From experience on using NN on tabular data, having too much variable doesn't seem to directly hurt statistical performance that much. However it has a lot of impact on memory usage, calculation time and explainability of the model. Reducing memory usage and calculation time allows to calibrate more models (more random initialisations) and build better ensembles. In turn that allows for slightly better performance, and more importantly for models that are more stable (i.e. performance don't depend on random initialisation). Depending on the application and who is going to use the model (the data scientist or someone operationnal), explainability might be the main driver for feature selection. (Model stability often imply explainability stability too).
Outside of careful Exploratory Data Analysis / a priori expert based selection, the most practical approach for variable selection in NN is to add regularisation to your network calibration process. Namely, the $L1$ penalisation, by tending to reduce weights to 0 would act as feature selection. It might require to do some hyper-parameter tuning (calibrate multiple NN and see which value is better). The parallel use of others regularisation techniques like drop-outs, generaly help application of weight regularisation and allow for sturdier models.
There seems to be some ongoing work on pruning (removing connections / neurons) that seems to work similarly and achieve good results. Intuitively it should work better as it will adapt the NN architecture. Not sure those techniques are implemented in any popular library.
Another approach is to work a posteriori. With some feature importance you can remove variables that weren't useful overall. You might even do that iteratively... but this require a lot of time and work.

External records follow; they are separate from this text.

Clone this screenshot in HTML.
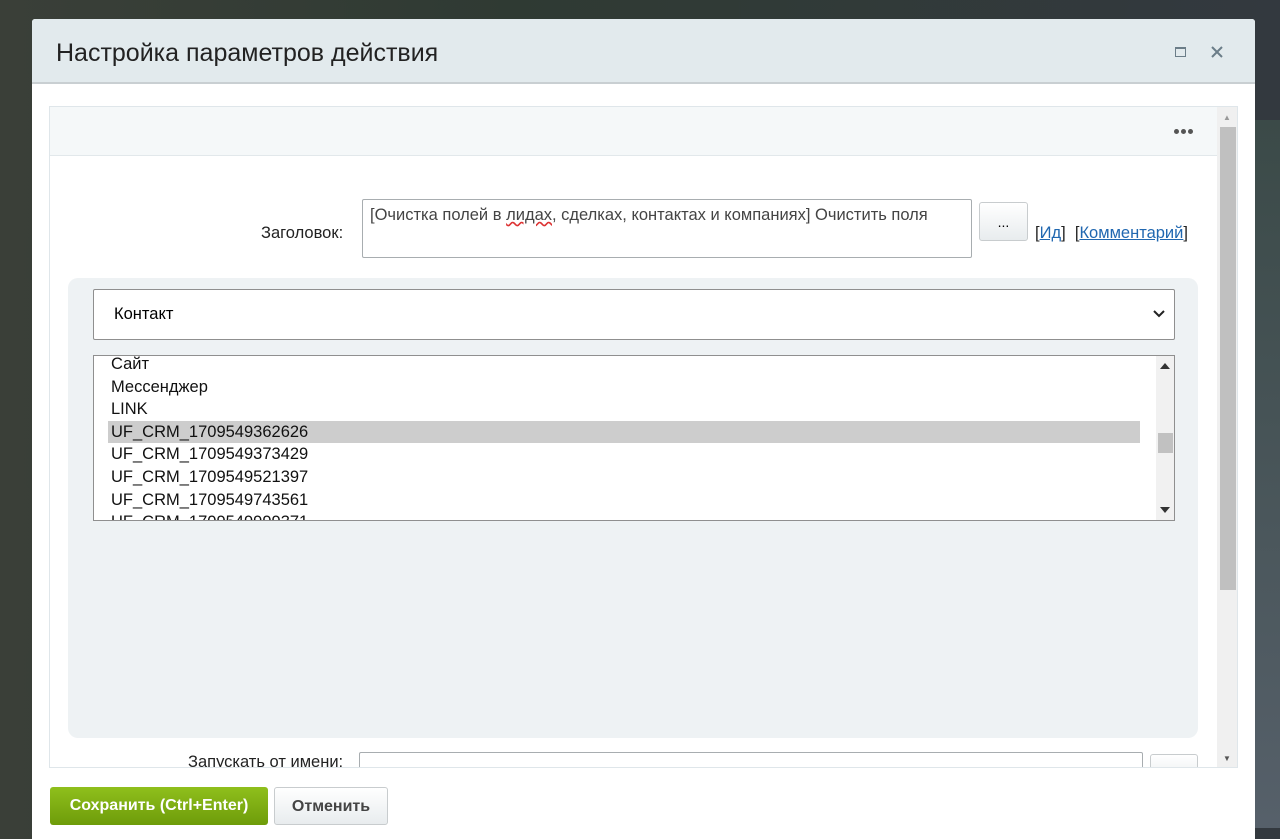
<!DOCTYPE html>
<html><head><meta charset="utf-8"><style>
*{box-sizing:border-box;margin:0;padding:0}
body{width:1280px;height:828px;overflow:hidden;font-family:"Liberation Sans",sans-serif;background:linear-gradient(90deg,#3a3f38 0%,#2f3a33 40%,#33393f 100%);position:relative}
.rt{position:absolute;left:1255px;top:120px;width:25px;height:708px;background:linear-gradient(#3b4a48,#56606a)}
.dlg{position:absolute;left:32px;top:19px;width:1223px;height:820px;background:#fff;border-radius:3px 3px 0 0}
.hd{height:65px;background:#e2eaed;border-bottom:2px solid #c9cfd2;border-radius:3px 3px 0 0;position:relative}
.hd h1{position:absolute;left:24px;top:20px;font-weight:normal;font-size:25px;color:#222}
.panel{position:absolute;left:17px;top:87px;width:1189px;height:662px;border:1px solid #dfe6ea;overflow:hidden}
.top{height:49px;background:#f5f8f9;border-bottom:1px solid #e2e8eb;position:relative}
.sb{position:absolute;right:0;top:0;width:20px;height:100%;background:#f0f0f0}
.thumb{position:absolute;left:3px;top:20px;width:16px;height:463px;background:#c0c0c0}
a{color:#2067b0}
.lbl{position:absolute;font-size:16.5px;color:#222}
.ta{position:absolute;left:312px;top:92px;width:610px;height:59px;border:1px solid #a8adb0;border-radius:2px;font-size:16.5px;color:#444;padding:6px 7px}
.btn{position:absolute;border:1px solid #c8ccce;border-radius:3px;background:linear-gradient(#fff,#e8ecee)}
.gray{position:absolute;left:18px;top:171px;width:1130px;height:460px;background:#eef2f4;border-radius:10px}
.sel{position:absolute;left:25px;top:11px;width:1082px;height:51px;background:#fff;border:1px solid #8f8f8f;border-radius:2px;font-size:16.5px;padding:15px 20px}
.list{position:absolute;left:25px;top:77px;width:1082px;height:166px;background:#fff;border:1px solid #8f8f8f;overflow:hidden;font-size:16.5px;color:#111}
.list p{height:22.6px;padding-left:17px;line-height:22px}
.list .s{background:#cdcdcd;margin-left:14px;padding-left:3px;margin-right:34px}
.lsb{position:absolute;right:0;top:0;width:18px;height:100%;background:#f1f1f1}
.dot{position:absolute;top:22px;width:5px;height:5px;border-radius:50%;background:#555}
</style></head><body>
<div class="rt"></div>
<div class="dlg">
<div class="hd"><h1>Настройка параметров действия</h1>
<div style="position:absolute;left:1143px;top:28px;width:11px;height:10px;border:1.5px solid #6b7d88;border-top-width:2.5px"></div>
<svg style="position:absolute;left:1179px;top:27px" width="12" height="12"><path d="M1 1L11 11M11 1L1 11" stroke="#6b7d88" stroke-width="2"/></svg>
</div>
<div class="panel">
<div class="top"><div class="dot" style="left:1124px"></div><div class="dot" style="left:1131px"></div><div class="dot" style="left:1138px"></div></div>
<div class="sb"><div style="position:absolute;left:6px;top:6px;font-size:8px;color:#999">▲</div><div class="thumb"></div><div style="position:absolute;left:6px;bottom:4px;font-size:8px;color:#555">▼</div></div>
<div class="lbl" style="left:211px;top:117px">Заголовок:</div>
<div class="ta">[Очистка полей в <span style="text-decoration:underline wavy #d33">лидах</span>, сделках, контактах и компаниях] Очистить поля</div>
<div class="btn" style="left:929px;top:95px;width:49px;height:39px;text-align:center;font-size:14px;padding-top:11px">...</div>
<div class="lbl" style="left:985px;top:117px">[<a href="#">Ид</a>]&nbsp; [<a href="#">Комментарий</a>]</div>
<div class="gray">
<div class="sel">Контакт<svg style="position:absolute;right:9px;top:20px" width="12" height="8"><path d="M1 1L6 6L11 1" stroke="#222" stroke-width="2" fill="none"/></svg></div>
<div class="list"><p style="margin-top:-3px">Сайт</p><p>Мессенджер</p><p>LINK</p><p class="s">UF_CRM_1709549362626</p><p>UF_CRM_1709549373429</p><p>UF_CRM_1709549521397</p><p>UF_CRM_1709549743561</p><p>UF_CRM_1709549999371</p>
<div class="lsb"><svg style="position:absolute;left:4px;top:7px" width="10" height="6"><path d="M0 6L5 0L10 6Z" fill="#333"/></svg><div style="position:absolute;left:2px;top:77px;width:15px;height:20px;background:#c1c1c1"></div><svg style="position:absolute;left:4px;bottom:7px" width="10" height="6"><path d="M0 0L5 6L10 0Z" fill="#333"/></svg></div>
</div>
</div>
<div class="lbl" style="left:138px;top:646px">Запускать от имени:</div>
<div style="position:absolute;left:309px;top:645px;width:784px;height:30px;border:1px solid #a8adb0;border-radius:2px"></div>
<div class="btn" style="left:1100px;top:647px;width:48px;height:30px"></div>
</div>
<div style="position:absolute;left:18px;top:768px;width:218px;height:38px;border-radius:3px;background:linear-gradient(#8fbf1c,#6e9c0a);color:#fff;font-weight:bold;font-size:16px;text-align:center;padding-top:10px">Сохранить (Ctrl+Enter)</div>
<div class="btn" style="left:242px;top:768px;width:114px;height:38px;text-align:center;font-size:16px;font-weight:bold;color:#444;padding-top:10px">Отменить</div>
</div>
</body></html>
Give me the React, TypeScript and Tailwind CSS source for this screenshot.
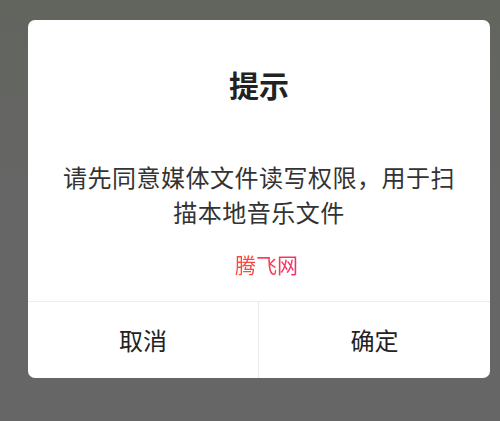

To be honest, those approaches seems to work to remove some weigths / non informative variables locally, but I am not sure there is a garanty that they would perfectly remove a duplication of a meaningfull feature like a tree technique would by selecting one of them. Regarding the question of duplicated meaningfull feature I tried to do some work on a posteriori importance to check If I could find them by looking at correlated importance, but got nothing really pratical / generalisable to linear dependance between more than 2 variables. So the real answer to your question might be a torough multivariate EDA to remove variables that are too correlated...
For a general solution there seems to be some ongoing work on adding variable selection gates before the main model (see here for example: Feature Selection using Stochastic Gates), but I haven't had the occasion to test something like this yet.